After a half-century in comedy and 81 years on earth, comic legend Shelley Berman has accumulated a host of awards, including the first Grammy for a non-music record. But no lifetime achievement prize, until last Saturday night at the Boston Comedy Festival. And Berman, lately seen as Larry David’s father on Curb Your Enthusiasm and as a slightly senile judge in Boston Legal, is feeling a bit ambivalent about the whole thing.
“I’m not finished yet!” he jokes. “Every once in a while, I’ll get the compliment, ‘You were a great comedian.’ Wait a minute! Take out the ‘were’ and we’ll talk.”
Berman isn’t one to coast. He’s an author, an actor, a professor of humor writing at USC and, of course, an acclaimed comedian. But he says for a long time, he “didn’t even dream of becoming a comedian.” In between his serious dramatic work, Berman fell in with the Chicago-based improv troupe The Compass Players, a group that would eventually become the Second City and serve as a breeding ground for three generations of trailblazing comedy. One night in 1957, Berman happened to see Mort Sahl performing at a nightclub. It was his eureka moment.
“Comedians always had to do mother-in-law jokes,” he says of the time. “To see somebody get up and make an audience laugh not by telling jokes –just by making comments — that was remarkable for me to see that.”
Sahl would later give Berman the idea of recording a comedy album of his own, a legendary, still hilarious record called Inside Shelley Berman. It’s an album filled with masterfully constructed one-sided conversations and Berman’s astounding, without-a-net comedy style.
“I made six albums, beginning with that one. Not one word was written. It was all the result of improv,” he explains. “I never know at the beginning where those [routines] are going. You can’t lock yourself into a story if you’re doing an improv.”

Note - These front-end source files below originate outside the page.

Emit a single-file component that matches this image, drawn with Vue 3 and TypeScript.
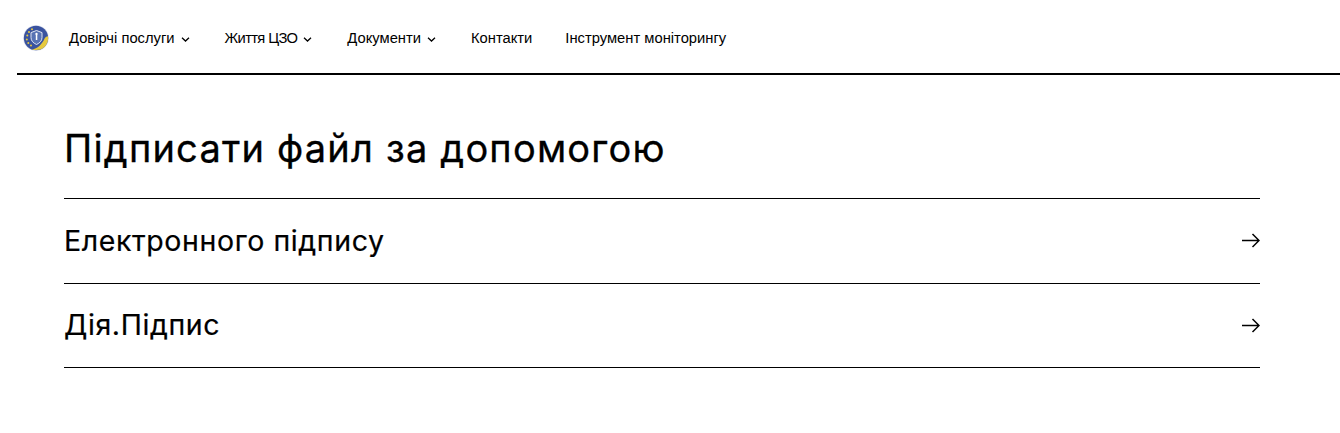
<script setup lang="ts">
const navItems = [
  { label: 'Довірчі послуги', caret: true, tight: false },
  { label: 'Життя ЦЗО', caret: true, tight: true },
  { label: 'Документи', caret: true, tight: false },
  { label: 'Контакти', caret: false, tight: false },
  { label: 'Інструмент моніторингу', caret: false, tight: false },
]

const signOptions = ['Електронного підпису', 'Дія.Підпис']
</script>

<template>
  <div class="page">
    <header class="header">
      <svg class="logo" width="26" height="26" viewBox="0 0 26 26">
        <circle cx="13" cy="13" r="13" fill="#e8ebf3" />
        <circle cx="13" cy="13" r="12.2" fill="#3a539f" />
        <path d="M9 24.5C14.5 23.5 19 19.5 21.6 13.5C22.2 12.4 23.4 11.5 25 11.2C25.6 15.5 24 20 20.5 22.8C17.5 25 13 25.6 9 24.5Z" fill="#e6c93f" />
        <path d="M13.5 5.5L19 7.6V12.5C19 15.8 16.8 18 13.5 19.5C10.2 18 8 15.8 8 12.5V7.6Z" fill="#5873b4" stroke="#dfe5f1" stroke-width="1" />
        <rect x="12.8" y="10" width="1.5" height="5" fill="#fff" />
        <circle cx="13.5" cy="9" r="1.2" fill="#fff" />
        <g fill="#e6c93f">
          <circle cx="4.3" cy="10.5" r="1" />
          <circle cx="6" cy="7" r="1" />
          <circle cx="9" cy="4.3" r="1" />
          <circle cx="3.8" cy="14.5" r="1" />
          <circle cx="5.3" cy="18" r="1" />
          <circle cx="8" cy="20.5" r="1" />
        </g>
      </svg>
      <nav class="nav">
        <a v-for="item in navItems" :key="item.label" class="nav-item" :class="{ tight: item.tight }" href="#">
          <span>{{ item.label }}</span>
          <svg v-if="item.caret" class="caret" width="9" height="5" viewBox="0 0 9 5" fill="none">
            <path d="M1 .8L4.5 4L8 .8" stroke="#000" stroke-width="1.3" />
          </svg>
        </a>
      </nav>
    </header>

    <main class="content">
      <h1 class="title">Підписати файл за допомогою</h1>
      <ul class="options">
        <li v-for="option in signOptions" :key="option" class="option">
          <span class="option-label">{{ option }}</span>
          <svg class="arrow" width="18" height="15" viewBox="0 0 18 15" fill="none">
            <path d="M0 7.5H17M10.5 1L17 7.5L10.5 14" stroke="#000" stroke-width="1.5" />
          </svg>
        </li>
      </ul>
    </main>
  </div>
</template>

<style>
body {
  margin: 0;
  background: #fff;
}
</style>

<style scoped>
.page {
  height: 433px;
  overflow: hidden;
  font-family: Inter, "Liberation Sans", sans-serif;
  color: #000;
}

.header {
  display: flex;
  align-items: center;
  height: 75px;
  margin-left: 17px;
  padding: 3px 0 0 6px;
  box-sizing: border-box;
  border-bottom: 2px solid #000;
}

.logo {
  flex: none;
  margin-right: 20px;
}

.nav {
  display: flex;
  gap: 33px;
}

.nav-item {
  display: flex;
  align-items: center;
  gap: 6px;
  font-family: "Liberation Sans", sans-serif;
  font-size: 14.75px;
  color: #000;
  text-decoration: none;
}

.tight {
  letter-spacing: -0.65px;
}

.caret {
  margin: 2px 2px 0 0;
}

.content {
  padding: 0 80px 0 64px;
}

.title {
  margin: 0;
  padding: 50px 0 26px;
  font-size: 38px;
  line-height: 47px;
  font-weight: 400;
  letter-spacing: 1.2px;
  -webkit-text-stroke: 0.3px #000;
}

.options {
  margin: 0;
  padding: 0;
  list-style: none;
  border-top: 1px solid #000;
}

.option {
  display: flex;
  align-items: center;
  justify-content: space-between;
  height: 83.6px;
  border-bottom: 1px solid #000;
  font-size: 28.5px;
  font-weight: 400;
  letter-spacing: 0.6px;
  -webkit-text-stroke: 0.2px #000;
}

.option-label {
  margin-bottom: 0.8px;
}

.arrow {
  flex: none;
}
</style>
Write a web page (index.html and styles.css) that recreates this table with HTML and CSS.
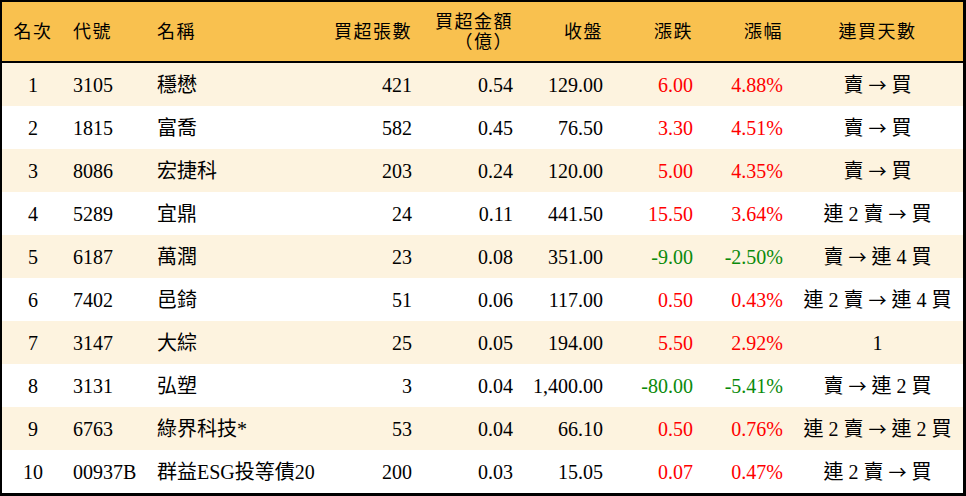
FILE: index.html
```html
<!DOCTYPE html>
<html lang="zh-Hant">
<head>
<meta charset="utf-8">
<title>買超排行</title>
<link rel="stylesheet" href="styles.css">
</head>
<body>
<table class="rank">
  <colgroup>
    <col class="c1"><col class="c2"><col class="c3"><col class="c4"><col class="c5"><col class="c6"><col class="c7"><col class="c8"><col class="c9">
  </colgroup>
  <thead>
    <tr>
      <th class="ctr">名次</th>
      <th class="lft">代號</th>
      <th class="lft">名稱</th>
      <th class="rgt">買超張數</th>
      <th class="rgt">買超金額<br>（億）</th>
      <th class="rgt">收盤</th>
      <th class="rgt">漲跌</th>
      <th class="rgt">漲幅</th>
      <th class="ctr">連買天數</th>
    </tr>
  </thead>
  <tbody>
    <tr class="alt"><td class="ctr">1</td><td>3105</td><td>穩懋</td><td class="rgt">421</td><td class="rgt">0.54</td><td class="rgt">129.00</td><td class="rgt up">6.00</td><td class="rgt up">4.88%</td><td class="ctr">賣 <span class="arr">→</span> 買</td></tr>
    <tr><td class="ctr">2</td><td>1815</td><td>富喬</td><td class="rgt">582</td><td class="rgt">0.45</td><td class="rgt">76.50</td><td class="rgt up">3.30</td><td class="rgt up">4.51%</td><td class="ctr">賣 <span class="arr">→</span> 買</td></tr>
    <tr class="alt"><td class="ctr">3</td><td>8086</td><td>宏捷科</td><td class="rgt">203</td><td class="rgt">0.24</td><td class="rgt">120.00</td><td class="rgt up">5.00</td><td class="rgt up">4.35%</td><td class="ctr">賣 <span class="arr">→</span> 買</td></tr>
    <tr><td class="ctr">4</td><td>5289</td><td>宜鼎</td><td class="rgt">24</td><td class="rgt">0.11</td><td class="rgt">441.50</td><td class="rgt up">15.50</td><td class="rgt up">3.64%</td><td class="ctr">連 2 賣 <span class="arr">→</span> 買</td></tr>
    <tr class="alt"><td class="ctr">5</td><td>6187</td><td>萬潤</td><td class="rgt">23</td><td class="rgt">0.08</td><td class="rgt">351.00</td><td class="rgt dn">-9.00</td><td class="rgt dn">-2.50%</td><td class="ctr">賣 <span class="arr">→</span> 連 4 買</td></tr>
    <tr><td class="ctr">6</td><td>7402</td><td>邑錡</td><td class="rgt">51</td><td class="rgt">0.06</td><td class="rgt">117.00</td><td class="rgt up">0.50</td><td class="rgt up">0.43%</td><td class="ctr">連 2 賣 <span class="arr">→</span> 連 4 買</td></tr>
    <tr class="alt"><td class="ctr">7</td><td>3147</td><td>大綜</td><td class="rgt">25</td><td class="rgt">0.05</td><td class="rgt">194.00</td><td class="rgt up">5.50</td><td class="rgt up">2.92%</td><td class="ctr">1</td></tr>
    <tr><td class="ctr">8</td><td>3131</td><td>弘塑</td><td class="rgt">3</td><td class="rgt">0.04</td><td class="rgt">1,400.00</td><td class="rgt dn">-80.00</td><td class="rgt dn">-5.41%</td><td class="ctr">賣 <span class="arr">→</span> 連 2 買</td></tr>
    <tr class="alt"><td class="ctr">9</td><td>6763</td><td>綠界科技*</td><td class="rgt">53</td><td class="rgt">0.04</td><td class="rgt">66.10</td><td class="rgt up">0.50</td><td class="rgt up">0.76%</td><td class="ctr">連 2 賣 <span class="arr">→</span> 連 2 買</td></tr>
    <tr><td class="ctr">10</td><td>00937B</td><td>群益ESG投等債20</td><td class="rgt">200</td><td class="rgt">0.03</td><td class="rgt">15.05</td><td class="rgt up">0.07</td><td class="rgt up">0.47%</td><td class="ctr">連 2 賣 <span class="arr">→</span> 買</td></tr>
  </tbody>
</table>
</body>
</html>
```
FILE: styles.css
```css
html, body {
  margin: 0;
  padding: 0;
  background: #ffffff;
}

.rank {
  width: 966px;
  height: 496px;
  border-collapse: separate;
  border-spacing: 0;
  border: 2px solid #000;
  border-right-width: 3px;
  border-bottom-width: 3px;
  table-layout: fixed;
  font-family: "Liberation Serif", "Noto Sans CJK TC", serif;
  font-size: 20px;
  color: #000;
  box-sizing: border-box;
}

.c1 { width: 62px; }
.c2 { width: 84px; }
.c3 { width: 177px; }
.c4 { width: 96px; }
.c5 { width: 101px; }
.c6 { width: 90px; }
.c7 { width: 90px; }
.c8 { width: 90px; }
.c9 { width: 171px; }

.rank th, .rank td {
  padding: 0 9px;
  white-space: nowrap;
  vertical-align: middle;
  text-align: left;
}

.rank thead th {
  height: 59px;
  background: #f9c14f;
  font-weight: normal;
  line-height: 20px;
  border-bottom: 2px solid #000;
  font-size: 18px;
  letter-spacing: 1.5px;
}

.rank tbody tr {
  height: 43px;
}

.rank tbody td {
  line-height: 22px;
}

.rank tbody tr.alt td {
  background: #fdf3df;
}

.rank .ctr { text-align: center; }
.rank .lft { text-align: left; }
.rank .rgt { text-align: right; }

.rank .up { color: #ff0000; }
.rank .dn { color: #0a8a0a; }

.arr {
  font-family: "Noto Sans CJK TC", sans-serif;
  font-size: 18px;
}
```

Of course, one of the premier showcases for Berman’s considerable skills as an improviser, comedian and actor has been on HBO’s critically acclaimed Curb Your Enthusiasm. The show has no formal script, and the actors, which include fellow comedians Richard Lewis, Jeff Garlin and Susie Essman, are merely given descriptions of their motivation or action and then play it from there.
“I got called in [to work a scene out] with Larry David,” Berman says, of his audition. “I came in and was handed a piece of paper that said, ‘His mother — your wife — has died, but you don’t want to tell him.'”
After cracking up David and his producers with his improv, Berman was hired on the spot, and that scene became his first episode of the show. His character has since smoked pot with Larry and a prostitute, watched his son deliver a shockingly incompetent wedding vow and comforted Larry on his deathbed, shortly before Larry died and was then kicked out of heaven for being too much of a nuisance. It is a show that has made awkwardness hilarious and reminded audiences, as Shelley Berman has throughout his career, that comedy is an art form.
“I don’t understand anyone not appreciating comedy as an art form,” he says.
“Then what the hell is it? Are we plumbers?”
Berman received his Lifetime Achievement Award at a gala comedy event at the Cutler Majestic Theatre that also honored Bill Dana and, appropriately enough, Mort Sahl, who was in absentia. Following a standing ovation from the audience, Berman gave a typically self-deprecating, obsessively self-confessional acceptance speech, joking that he felt like a VIP but wondered why he wasn’t too busy to be there in person. Judging by the reaction and adoration of his fellow comics and people in the crowd, it’s a good thing he made the trip.